Seattle has had successes in its fight against homelessness. The city already funds 4,450 affordable housing units specifically for people leaving homelessness. It is currently expanding its shelter capacity by 25 percent, which includes adding beds inside City Hall. Seattle spent $54 million on homelessness in 2017. The results: A total of 3,030 households moved into permanent housing or maintained their housing in the first quarter of 2018 (compared to 2017). This is much higher than in 2017 — an increase of 1,241 households.

Poppe warned us

But homelessness persists in King County. One echo at Thursday’s proceedings could have come from expert Barb Poppe, who was hired by Seattle — for $80,000 — to assess the situation in 2016. She famously told city officials that if they wanted to house everyone on the streets of Seattle, they could have done it with the resources they had then. A year later, Poppe told city officials they were acting too slow and the situation had already escalated. The “scale and pace” needed to be greater than what the city was putting in.
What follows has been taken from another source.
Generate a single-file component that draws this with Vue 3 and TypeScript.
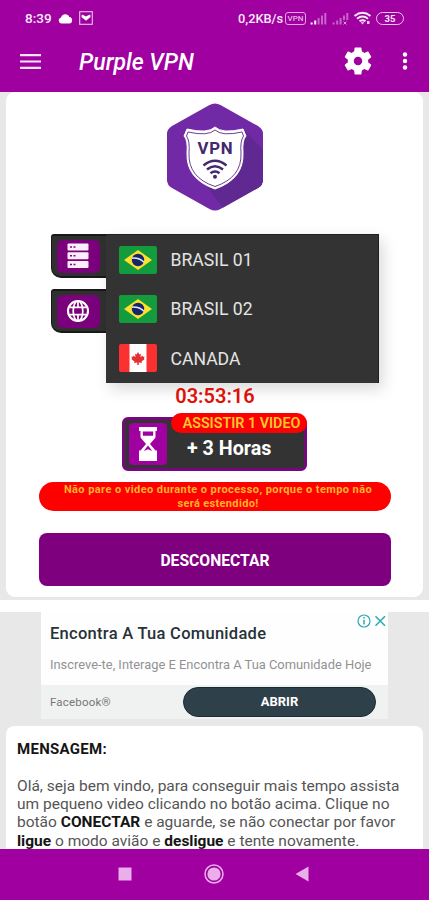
<script setup lang="ts">
interface Server {
  name: string
  flag: 'br' | 'ca'
}

const servers: Server[] = [
  { name: 'BRASIL 01', flag: 'br' },
  { name: 'BRASIL 02', flag: 'br' },
  { name: 'CANADA', flag: 'ca' },
]
</script>

<template>
  <div class="screen">
    <header class="top">
      <div class="status">
        <span class="clock">8:39</span>
        <svg class="cloud" width="15" height="11" viewBox="0 0 15 11"><path d="M3.6 10.5a3.1 3.1 0 0 1-.5-6.1A4.3 4.3 0 0 1 11.3 4a3.3 3.3 0 0 1 .2 6.5z" fill="#fff" /></svg>
        <svg class="mail" width="14" height="14" viewBox="0 0 14 14"><rect x=".7" y=".7" width="12.6" height="12.6" fill="none" stroke="#ecc4ec" stroke-width="1.1" /><path d="M2.8 3.400 L5.200 4.600 L7 5.600 L8.800 4.600 L11.200 3.400 L11.500 6 L7 9.800 L2.500 6z" fill="#fff" /></svg>
        <span class="speed">0,2KB/s</span>
        <span class="vpn-tag">VPN</span>
        <svg class="signal" width="17" height="13" viewBox="0 0 17 13"><path d="M.6 12.500v-2h2v2zM4.200 12.500v-4h2v4z" fill="#fff" /><path d="M7.600 12.500v-6.500h2v6.500zM11 12.500V3.500h2v9zM14.300 12.500V1h2v11.500z" fill="#c865c8" /></svg>
        <svg class="signal2" width="17" height="13" viewBox="0 0 17 13"><path d="M.6 12.500v-2h2v2zM4.200 12.500v-4h2v4zM7.600 12.500v-6.500h2v6.500zM11 8V3.500h2V8zM14.300 8V1h2v7z" fill="#c568c5" /><path d="M11.500 9.500l3 3m0-3l-3 3" stroke="#d996d9" /></svg>
        <svg class="wifi" width="19" height="14" viewBox="0 0 19 14"><g fill="none" stroke="#fbeafb" stroke-width="1.900"><path d="M1.500 5q8-6.500 16 0" /><path d="M4 7.700q5.500-4.400 11 0" /><path d="M6.500 10.300q3-2.300 6 0" /></g><path d="M7.600 11.200h3.800l-1.900 2.300zM14 10h2.500v3H14z" fill="#efd0ef" /></svg>
        <span class="battery">35</span>
      </div>
      <div class="bar">
        <svg class="burger" width="21" height="15" viewBox="0 0 21 15"><path d="M0 1.200h21M0 7.500h21M0 13.800h21" stroke="#f8e4f8" stroke-width="2.200" /></svg>
        <h1 class="title">Purple VPN</h1>
        <svg class="gear" width="34" height="34" viewBox="0 0 24 24"><path fill="#fff" d="M19.140 12.940c.04-.3.060-.610.060-.940 0-.320-.020-.640-.070-.940l2.030-1.580c.18-.14.230-.410.120-.610l-1.920-3.320c-.120-.220-.370-.290-.590-.220l-2.390.960c-.5-.380-1.030-.7-1.620-.940l-.360-2.540c-.040-.240-.240-.410-.480-.410h-3.840c-.240 0-.430.170-.470.410l-.360 2.540c-.590.240-1.130.570-1.620.940l-2.390-.960c-.220-.080-.470 0-.590.220L2.740 8.870c-.120.210-.080.470.120.610l2.030 1.580c-.050.3-.090.630-.090.940s.020.640.070.940l-2.030 1.580c-.18.14-.230.410-.120.610l1.920 3.320c.120.220.370.290.590.220l2.390-.960c.5.380 1.030.7 1.620.940l.36 2.540c.050.240.240.410.480.410h3.840c.240 0 .440-.170.470-.410l.36-2.540c.590-.240 1.130-.560 1.620-.940l2.390.960c.220.080.470 0 .590-.220l1.920-3.320c.120-.220.070-.470-.120-.610zM12 15a3 3 0 1 1 0-6 3 3 0 0 1 0 6z" /></svg>
        <svg class="dots" width="6" height="20" viewBox="0 0 6 20"><g fill="#fff"><circle cx="3" cy="3.500" r="2.200" /><circle cx="3" cy="10" r="2.200" /><circle cx="3" cy="16.500" r="2.200" /></g></svg>
      </div>
    </header>

    <main class="content">
      <section class="card">
        <svg class="logo" width="96" height="108" viewBox="0 0 96 108">
          <defs><clipPath id="hex"><path d="M42.500 2Q48-1 53.500 2L91 23Q96 26 96 31V77Q96 82 91 85L53.500 106Q48 109 42.500 106L5 85Q0 82 0 77V31Q0 26 5 23z" /></clipPath></defs>
          <g clip-path="url(#hex)">
            <path d="M0 0h96v108H0z" fill="#7129a6" />
            <path d="M78 28L96 47v61H58L36 78z" fill="#5f2991" />
          </g>
          <path d="M48 24Q55 31 76 26L79 33Q75 37 76 50Q77 76 48 86Q19 76 20 50Q21 37 17 33L20 26Q41 31 48 24z" fill="#fff" stroke="#fff" stroke-width="1" />
          <path d="M48 27Q55 33.500 75 29L76.500 33Q73 38 74 50Q75 74.500 48 83.500Q21 74.500 22 50Q23 38 19.500 33L21 29Q41 33.500 48 27z" fill="#fff" stroke="#67408a" stroke-width="1" />
          <text x="48.500" y="51" text-anchor="middle" class="logo-text">VPN</text>
          <g fill="none" stroke="#45286c" stroke-width="2.500"><path d="M36.500 62.500q11.500-9.500 23 0" /><path d="M40 66.500q8-6.500 16 0" /><path d="M43.500 70.300q4.500-3.500 9 0" /></g>
          <circle cx="48" cy="73.800" r="2" fill="#45286c" />
        </svg>

        <div class="picker">
          <div class="tabs">
            <div class="tab">
              <span class="tile">
                <svg width="22" height="26" viewBox="0 0 22 26"><g fill="#fbeefb"><rect x=".5" y=".5" width="21" height="7" rx="1" /><rect x=".5" y="9.300" width="21" height="7" rx="1" /><rect x=".5" y="18.100" width="21" height="7" rx="1" /></g><path d="M3 4h2m1.500 0h2M3 12.800h2m1.500 0h2M3 21.600h2m1.500 0h2" stroke="#7b087b" stroke-width="1.500" /></svg>
              </span>
            </div>
            <div class="tab">
              <span class="tile">
                <svg width="24" height="24" viewBox="0 0 24 24"><circle cx="12" cy="12" r="10" fill="none" stroke="#fff" stroke-width="2.100" /><ellipse cx="12" cy="12" rx="4.800" ry="10" fill="none" stroke="#fff" stroke-width="1.700" /><path d="M3.500 8.300h17M3.500 15.700h17M12 2v6M12 16v6" stroke="#fff" stroke-width="1.700" /></svg>
              </span>
            </div>
          </div>
          <ul class="list">
            <li v-for="s in servers" :key="s.name" class="row">
              <svg v-if="s.flag === 'br'" width="38" height="28" viewBox="0 0 38 28"><rect width="38" height="28" rx="2" fill="#149b3d" /><path d="M19 4L33 14L19 24L5 14z" fill="#fce02b" /><circle cx="19" cy="14" r="6.200" fill="#17256f" /><path d="M13 12.200q7-.7 12 4" fill="none" stroke="#e5edf4" stroke-width="1.500" /></svg>
              <svg v-else width="38" height="28" viewBox="0 0 38 28"><rect width="38" height="28" rx="2" fill="#fb3030" /><path d="M10.500 0h17v28h-17z" fill="#fff" /><path d="M19 8l1.400 2.500 1.500-.7-.4 3.400 2-1.700.4 1.200 1.700-.2-.7 2 .9.600-3.300 2.500.4 1.300-3.200-.4.100 2.500h-1.600l.1-2.500-3.200.4.400-1.300-3.300-2.500.9-.6-.7-2 1.700.2.400-1.200 2 1.700-.4-3.400 1.500.7z" fill="#e52f30" /></svg>
              <span class="country">{{ s.name }}</span>
            </li>
          </ul>
        </div>

        <div class="timer">03:53:16</div>

        <div class="reward">
          <span class="glass">
            <svg width="20" height="34" viewBox="0 0 20 34"><path fill="#fff" fill-rule="evenodd" d="M1 0h18v4h-1.500v6.500L12 17l5.500 6.500H19V34H1V23.500h1.500L8 17l-5.500-6.500V4H1zM4.800 4.500v4.300h10.400V4.500zM10 18.500L5.700 24l4.300-1.800 4.300 1.800z" /></svg>
          </span>
          <span class="hours">+ 3 Horas</span>
          <span class="watch">ASSISTIR 1 VIDEO</span>
        </div>

        <p class="notice"><span class="n1">Não pare o video durante o processo, porque o tempo não</span><br><span class="n2">será estendido!</span></p>

        <button class="disconnect">DESCONECTAR</button>
      </section>

      <div class="strip"></div>

      <section class="ad">
        <div class="ad-main">
          <div class="ad-title">Encontra A Tua Comunidade</div>
          <div class="ad-text">Inscreve-te, Interage E Encontra A Tua Comunidade Hoje</div>
          <svg class="ad-choices" width="30" height="14" viewBox="0 0 30 14"><circle cx="7" cy="7" r="6" fill="none" stroke="#2ba9b2" stroke-width="1.200" /><path d="M7 5.800v4.700M7 3v1.600" stroke="#2ba9b2" stroke-width="1.500" /><path d="M18.500 2.200l9.500 9.600M28 2.200l-9.500 9.600" stroke="#2ba9b2" stroke-width="1.500" /></svg>
        </div>
        <div class="ad-foot">
          <span class="ad-brand">Facebook®</span>
          <span class="ad-open">ABRIR</span>
        </div>
      </section>

      <section class="message">
        <div class="m0"><b>MENSAGEM:</b></div>
        <div class="m1">Olá, seja bem vindo, para conseguir mais tempo assista</div>
        <div class="m2">um pequeno video clicando no botão acima. Clique no</div>
        <div class="m3">botão <b>CONECTAR</b> e aguarde, se não conectar por favor</div>
        <div class="m4"><b>ligue</b> o modo avião e <b>desligue</b> e tente novamente.</div>
      </section>
    </main>

    <nav class="nav">
      <svg width="14" height="14" viewBox="0 0 14 14"><path d="M.5.500h13v13H.5z" fill="#eaaeea" /></svg>
      <svg width="20" height="20" viewBox="0 0 20 20"><circle cx="10" cy="10" r="9" fill="none" stroke="#eaaeea" stroke-width="1.500" /><circle cx="10" cy="10" r="6.600" fill="#eaaeea" /></svg>
      <svg width="14" height="16" viewBox="0 0 14 16"><path d="M13.500.500v15L.5 8z" fill="#eaaeea" /></svg>
    </nav>
  </div>
</template>

<style>
body { margin: 0; }
</style>

<style scoped>
* { box-sizing: border-box; }
.screen {
  width: 429px;
  height: 900px;
  display: flex;
  flex-direction: column;
  overflow: hidden;
  background: #e8e8e8;
  font-family: Roboto, "Liberation Sans", sans-serif;
  white-space: nowrap;
}
.top { flex: none; height: 92px; background: #9f009f; color: #fff; }
.status { height: 36px; padding-left: 25px; display: flex; align-items: center; font-size: 13px; font-weight: 500; color: #fbeafb; }
.clock { width: 33px; font-size: 13.500px; }
.mail { margin-left: 6px; }
.speed { margin-left: 145px; width: 46px; font-size: 12.800px; }
.vpn-tag { width: 21px; height: 13px; margin-left: 1px; border: 1.500px solid #e3a5e3; border-radius: 3px; font-size: 8px; line-height: 11px; text-align: center; color: #e8b3e8; }
.signal { margin-left: 4px; }
.signal2 { margin-left: 5px; }
.wifi { margin-left: 4px; }
.battery { margin-left: 4px; width: 28px; height: 13px; border: 1.500px solid #edc5ed; border-radius: 7px; font-size: 9.500px; font-weight: 700; line-height: 11px; text-align: center; }
.bar { height: 50px; padding-left: 20px; display: flex; align-items: center; }
.title { margin: 0 0 0 38px; padding-top: 3px; width: 262px; font-size: 23px; font-weight: 500; font-style: italic; line-height: 28px; }
.dots { margin-left: 27px; }
.content { flex: 1; min-height: 0; overflow: hidden; }
.card {
  height: 505px;
  margin: 0 6px;
  padding-top: 11px;
  background: #fff;
  border-radius: 9px;
  display: flex;
  flex-direction: column;
  align-items: center;
}
.logo { flex: none; margin-left: 1px; display: block; }
.logo-text { font-size: 16.800px; font-weight: 700; letter-spacing: .8px; fill: #45286c; }
.picker { margin-top: 23px; display: flex; width: 328px; flex: none; }
.tabs { width: 55px; display: flex; flex-direction: column; gap: 11px; }
.tab { height: 44px; padding-left: 5px; background: #303030; border: solid #191919; border-width: 2px 0 2px 1px; border-radius: 3px 0 0 10px; display: flex; align-items: center; }
.tile { width: 43px; height: 33px; border-radius: 6px; background: #7b007b; display: flex; align-items: center; justify-content: center; }
.list { margin: 0; padding: 0; width: 273px; height: 149px; list-style: none; background: #333; border: solid #202020; border-width: 1px 1px 0 0; box-shadow: 4px 6px 14px rgba(0, 0, 0, .15); display: flex; flex-direction: column; }
.row { flex: 1; padding-left: 13px; display: flex; align-items: center; gap: 14px; }
.country { font-size: 17.600px; padding-top: 1px; color: #e4e4e4; }
.timer { margin-top: 1px; height: 24px; line-height: 24px; font-size: 20px; font-weight: 600; color: #dc1208; margin-left: 1px; }
.reward { flex: none; position: relative; margin-top: 9px; width: 185px; height: 54px; border: 3px solid #76087d; border-radius: 6px; background: #333; display: flex; align-items: center; }
.glass { width: 38px; height: 42px; margin-left: 4px; border-radius: 4px; background: #a000a0; display: flex; align-items: center; justify-content: center; }
.hours { margin: 9px 0 0 20px; font-size: 19.700px; line-height: 24px; font-weight: 700; color: #fff; }
.watch { position: absolute; left: 46px; top: -7px; width: 136px; height: 20px; padding-left: 5px; border-radius: 10px; background: #f00; color: #ffc82e; font-size: 14.300px; font-weight: 600; line-height: 21px; text-align: center; }
.notice { flex: none; margin: 11px 0 0; width: 352px; height: 29px; border-radius: 15px; background: #f00; color: #ffb42a; font-size: 11px; font-weight: 700; line-height: 14px; letter-spacing: .42px; text-align: center; padding: 1px 0 0 7px; }
.n2 { letter-spacing: .35px; }
.disconnect { flex: none; margin-top: 22px; padding: 2px 0 0 1px; width: 352px; height: 53px; border: 0; border-radius: 8px; background: #7f007f; color: #fff; font: 700 15.700px/20px Roboto, sans-serif; }
.strip { margin-top: 3px; height: 12px; background: #fff; }
.ad { width: 347px; margin-left: 41px; height: 107px; }
.ad-main { position: relative; height: 73px; padding: 12px 0 0 9px; background: #fefefe; }
.ad-title { font-size: 16.500px; font-weight: 500; line-height: 20px; letter-spacing: .28px; color: #263238; }
.ad-text { margin-top: 13px; font-size: 12.900px; line-height: 16px; color: #929292; }
.ad-choices { position: absolute; right: 1px; top: 2px; }
.ad-foot { height: 34px; padding: 0 12px 0 9px; background: #f0f1f1; display: flex; align-items: center; justify-content: space-between; }
.ad-brand { font-size: 11.500px; letter-spacing: .2px; color: #777; }
.ad-open { width: 193px; height: 30px; border-radius: 15px; background: #2e404a; border: 1px solid #1c2b33; color: #fff; font-size: 13px; font-weight: 700; line-height: 28px; text-align: center; }
.message { margin: 7px 6px 0; height: 140px; padding: 14px 11px 0; background: #fff; border-radius: 8px; font-size: 15.500px; line-height: 18.300px; color: #555; }
.message b { color: #151515; }
.m0 { margin-bottom: 18.500px; font-size: 15px; letter-spacing: .3px; }
.nav { flex: none; height: 51px; background: #9f009f; display: flex; align-items: center; padding: 0 120px 2px 118px; justify-content: space-between; }
</style>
“I love all of you in Seattle. You’re great folks — smart strategic providers,” Poppe said in 2016. “But it is not a community that … you’re much more inclined toward discussion and planning and process that goes on and on and on.”
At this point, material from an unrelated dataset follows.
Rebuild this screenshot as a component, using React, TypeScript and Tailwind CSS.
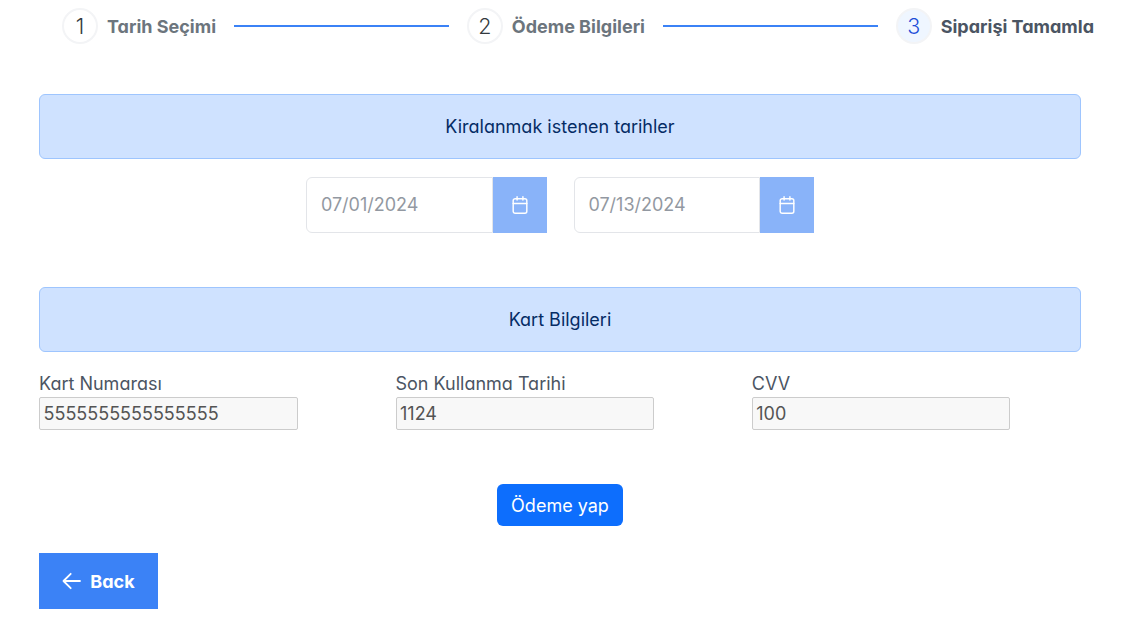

Timeline: Understanding Seattle’s homeless issues

“I think there is some progress being made,” Poppe told city officials in 2017. “But what I’m not seeing is the rapid innovation that needs to happen between community members, the providers, the government, the business sector. It seems like there is some block in your culture. You want everything all figured out and everybody gets everything, and once we have a master plan, we’ll go forward. And I think sometimes the accountability is just, ‘It’s the mayor’s problem.’”

By the end of 2017, Poppe told KIRO Radio that Seattle’s plans at that time would help the homelessness crisis — a little.

Familiar homelessness

Before the Board of Health meeting Thursday, Seattle Councilmember Teresa Mosqueda held a lunch meeting at City Hall to hear a presentation from Transform Health. The organization is part of Sacramento’s effort to build an integrated system of care to fight homelessness.

The discussion was about a Californian city, but it too might sound familiar to King County residents. Lisa Chan-Sawin with Transform Health told the council that the Sacramento model supported “individual ability for self-sufficiency.” It has also been suggested in Seattle that an individual approach to homelessness can make a greater difference. The city’s Navigation Team is designed to do this.

Chan-Sawin also mentioned that Sacramento is bringing multiple agencies together at a “common table” to tackle the problem. That also might sound familiar, though the local term has been coined as “One Table.”

“A key component of this is building out the IT infrastructure that allows for shared care planning and shared coordination,” Chan-Sawin said. “So if different organizations are trying to serve the same individual, they are seeing the same care plan and know what their partner organizations are doing. By designing our model, and keeping the focus on both the patient at an organizational level, that allowed us to use a collective impact model to achieve the system change we are trying to do.”